V. Concluding Analysis and Strategic Recommendations
MUFG's first-quarter performance was a masterclass in navigating a complex and contradictory environment. Management successfully utilized non-operational levers—most notably a massive reversal of prior credit provisions—to engineer a stable bottom-line result that keeps its ambitious annual target within reach. This tactical success, however, masked significant underlying pressure on core revenues from normalizing trading gains and adverse FX movements. The proactive and aggressive rebalancing of the bond portfolio is a strategically sound, albeit temporarily painful, move to position the bank for a future of higher domestic interest rates. The quarter's results were therefore a testament to prudent risk and balance sheet management rather than stellar operational performance.
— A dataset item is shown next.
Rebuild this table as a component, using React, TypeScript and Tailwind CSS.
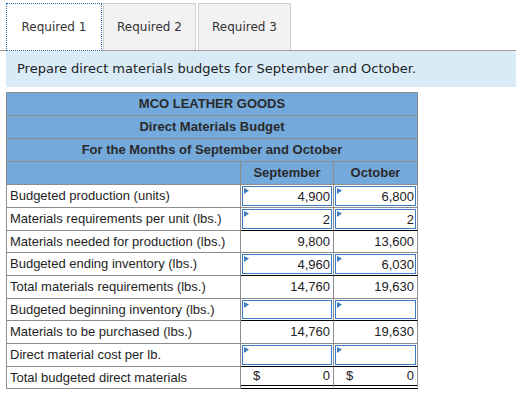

Based on this comprehensive analysis, the following strategic recommendations are offered for stakeholders:
- Monitor the Source of Profits: The primary focus for the next three quarters should be on the quality of earnings. Investors should look for a clear shift in profit drivers away from one-off credit cost reversals and towards sustainable growth in Net Operating Profit, driven by the customer-facing segments (CWM, R&D).
- Track Net Interest Margin (NIM) and Spreads: The domestic lending spread is a critical Key Performance Indicator (KPI). Its continued expansion will be the clearest evidence that the bank is successfully capitalizing on the new monetary policy environment in Japan.
- Evaluate Overseas Performance: The Global Commercial Banking (GCB) segment, containing strategic assets KS and BDI, underperformed this quarter. Monitoring the turnaround in these key growth markets is essential for evaluating the long-term success of the bank's geographic diversification strategy.
In conclusion, the quarter earns a neutral rating. While management's strategic direction is sound and their confidence in the full-year outlook is reassuring, the heavy reliance on lower-quality earnings drivers in Q1 places the burden of proof squarely on the next three quarters to deliver the sustainable, core operational growth needed to validate their ambitious targets.